Work instructions: Which lines hold the word "styles"? Copy each of them from the material.

Data section:

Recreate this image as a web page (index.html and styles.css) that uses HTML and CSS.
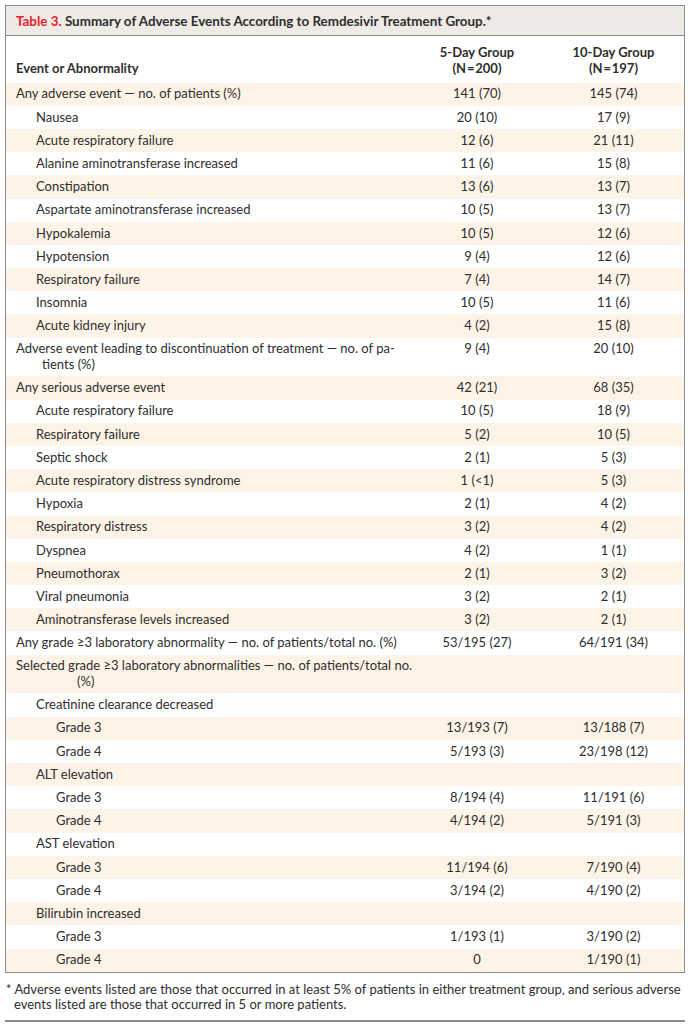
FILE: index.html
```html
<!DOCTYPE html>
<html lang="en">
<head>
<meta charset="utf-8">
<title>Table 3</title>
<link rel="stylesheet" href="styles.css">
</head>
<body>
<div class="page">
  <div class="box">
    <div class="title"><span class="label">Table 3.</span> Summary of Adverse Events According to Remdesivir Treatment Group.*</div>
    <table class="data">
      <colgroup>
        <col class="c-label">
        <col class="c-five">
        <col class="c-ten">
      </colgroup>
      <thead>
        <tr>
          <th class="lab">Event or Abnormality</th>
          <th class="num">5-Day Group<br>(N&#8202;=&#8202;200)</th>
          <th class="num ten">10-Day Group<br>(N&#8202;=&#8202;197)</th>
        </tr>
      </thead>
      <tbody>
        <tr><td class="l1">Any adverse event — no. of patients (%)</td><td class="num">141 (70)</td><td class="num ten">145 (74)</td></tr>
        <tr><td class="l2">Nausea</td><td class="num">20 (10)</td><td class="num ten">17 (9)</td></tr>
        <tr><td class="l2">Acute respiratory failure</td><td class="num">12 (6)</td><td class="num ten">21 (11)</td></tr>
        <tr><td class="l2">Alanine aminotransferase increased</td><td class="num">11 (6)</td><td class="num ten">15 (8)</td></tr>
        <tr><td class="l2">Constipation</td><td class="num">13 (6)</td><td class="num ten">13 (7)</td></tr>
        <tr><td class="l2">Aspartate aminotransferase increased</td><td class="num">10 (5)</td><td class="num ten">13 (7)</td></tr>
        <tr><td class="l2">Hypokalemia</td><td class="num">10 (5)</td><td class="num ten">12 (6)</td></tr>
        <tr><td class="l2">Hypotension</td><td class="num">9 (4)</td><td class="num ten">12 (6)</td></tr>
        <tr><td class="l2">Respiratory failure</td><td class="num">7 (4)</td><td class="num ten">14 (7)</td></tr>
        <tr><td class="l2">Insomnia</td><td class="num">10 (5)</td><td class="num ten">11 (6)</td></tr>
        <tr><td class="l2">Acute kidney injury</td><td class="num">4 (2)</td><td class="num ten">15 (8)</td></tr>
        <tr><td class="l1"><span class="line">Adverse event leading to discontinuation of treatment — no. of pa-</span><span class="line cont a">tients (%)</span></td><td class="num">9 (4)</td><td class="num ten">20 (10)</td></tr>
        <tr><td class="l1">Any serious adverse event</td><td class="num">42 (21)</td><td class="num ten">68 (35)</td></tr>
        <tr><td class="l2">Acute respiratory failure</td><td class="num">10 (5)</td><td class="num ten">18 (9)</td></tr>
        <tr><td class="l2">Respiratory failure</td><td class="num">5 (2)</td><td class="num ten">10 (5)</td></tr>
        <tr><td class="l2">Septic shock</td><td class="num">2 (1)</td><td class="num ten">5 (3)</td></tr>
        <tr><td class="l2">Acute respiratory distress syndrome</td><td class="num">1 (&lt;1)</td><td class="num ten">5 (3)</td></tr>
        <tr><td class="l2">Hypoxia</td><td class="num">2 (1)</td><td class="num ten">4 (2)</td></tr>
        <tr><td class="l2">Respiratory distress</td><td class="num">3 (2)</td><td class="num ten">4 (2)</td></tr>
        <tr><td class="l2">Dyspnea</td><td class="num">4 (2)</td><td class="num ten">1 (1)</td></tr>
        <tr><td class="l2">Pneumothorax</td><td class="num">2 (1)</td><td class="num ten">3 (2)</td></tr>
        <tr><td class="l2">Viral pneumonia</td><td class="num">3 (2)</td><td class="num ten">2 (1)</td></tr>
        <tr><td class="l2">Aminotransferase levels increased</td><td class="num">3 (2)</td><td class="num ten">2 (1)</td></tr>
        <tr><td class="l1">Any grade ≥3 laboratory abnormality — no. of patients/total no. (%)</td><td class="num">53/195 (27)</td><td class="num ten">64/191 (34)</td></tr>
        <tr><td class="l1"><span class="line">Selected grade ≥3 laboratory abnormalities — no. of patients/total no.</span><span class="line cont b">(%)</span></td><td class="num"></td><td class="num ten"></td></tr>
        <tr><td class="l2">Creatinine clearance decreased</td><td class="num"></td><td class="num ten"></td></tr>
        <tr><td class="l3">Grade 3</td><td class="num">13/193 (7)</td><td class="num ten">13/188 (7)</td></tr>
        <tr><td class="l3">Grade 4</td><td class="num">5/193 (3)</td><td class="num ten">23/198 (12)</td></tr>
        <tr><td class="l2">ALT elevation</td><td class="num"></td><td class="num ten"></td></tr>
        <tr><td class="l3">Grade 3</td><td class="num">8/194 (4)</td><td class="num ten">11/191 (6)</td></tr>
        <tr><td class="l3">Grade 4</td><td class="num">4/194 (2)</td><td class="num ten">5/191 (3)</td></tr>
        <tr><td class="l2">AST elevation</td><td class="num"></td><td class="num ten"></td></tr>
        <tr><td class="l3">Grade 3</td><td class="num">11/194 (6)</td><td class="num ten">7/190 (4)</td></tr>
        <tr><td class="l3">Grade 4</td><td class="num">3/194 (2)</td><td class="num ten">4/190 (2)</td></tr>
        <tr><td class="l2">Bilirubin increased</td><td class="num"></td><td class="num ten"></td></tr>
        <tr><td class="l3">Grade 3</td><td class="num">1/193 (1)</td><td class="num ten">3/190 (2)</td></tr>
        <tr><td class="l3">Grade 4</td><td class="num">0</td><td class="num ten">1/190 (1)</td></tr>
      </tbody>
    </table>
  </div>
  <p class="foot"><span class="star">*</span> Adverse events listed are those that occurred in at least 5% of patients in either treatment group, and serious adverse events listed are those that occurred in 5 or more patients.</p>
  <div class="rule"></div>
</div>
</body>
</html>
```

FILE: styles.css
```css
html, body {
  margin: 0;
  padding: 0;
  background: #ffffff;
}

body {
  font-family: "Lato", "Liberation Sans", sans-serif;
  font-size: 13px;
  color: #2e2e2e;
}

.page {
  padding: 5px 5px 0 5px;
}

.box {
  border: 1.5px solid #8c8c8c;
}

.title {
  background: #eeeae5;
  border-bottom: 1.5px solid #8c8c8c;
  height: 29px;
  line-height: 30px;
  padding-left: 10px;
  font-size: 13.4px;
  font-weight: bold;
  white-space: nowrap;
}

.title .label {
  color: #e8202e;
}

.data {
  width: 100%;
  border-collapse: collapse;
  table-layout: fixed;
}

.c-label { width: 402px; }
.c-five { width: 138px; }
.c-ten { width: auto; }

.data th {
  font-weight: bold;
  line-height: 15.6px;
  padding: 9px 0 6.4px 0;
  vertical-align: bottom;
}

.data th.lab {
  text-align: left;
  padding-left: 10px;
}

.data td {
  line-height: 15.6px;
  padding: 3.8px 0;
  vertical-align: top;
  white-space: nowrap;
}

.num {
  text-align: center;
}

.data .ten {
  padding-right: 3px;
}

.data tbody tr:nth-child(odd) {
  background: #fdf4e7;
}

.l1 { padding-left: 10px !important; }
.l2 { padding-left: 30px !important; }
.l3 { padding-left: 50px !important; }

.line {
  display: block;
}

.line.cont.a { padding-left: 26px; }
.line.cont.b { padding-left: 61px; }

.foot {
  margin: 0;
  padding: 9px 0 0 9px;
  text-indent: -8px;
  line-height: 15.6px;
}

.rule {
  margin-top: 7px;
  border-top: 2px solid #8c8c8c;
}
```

The result:
Recreate this image as a web page (index.html and styles.css) that uses HTML and CSS.
<link rel="stylesheet" href="styles.css">
FILE: styles.css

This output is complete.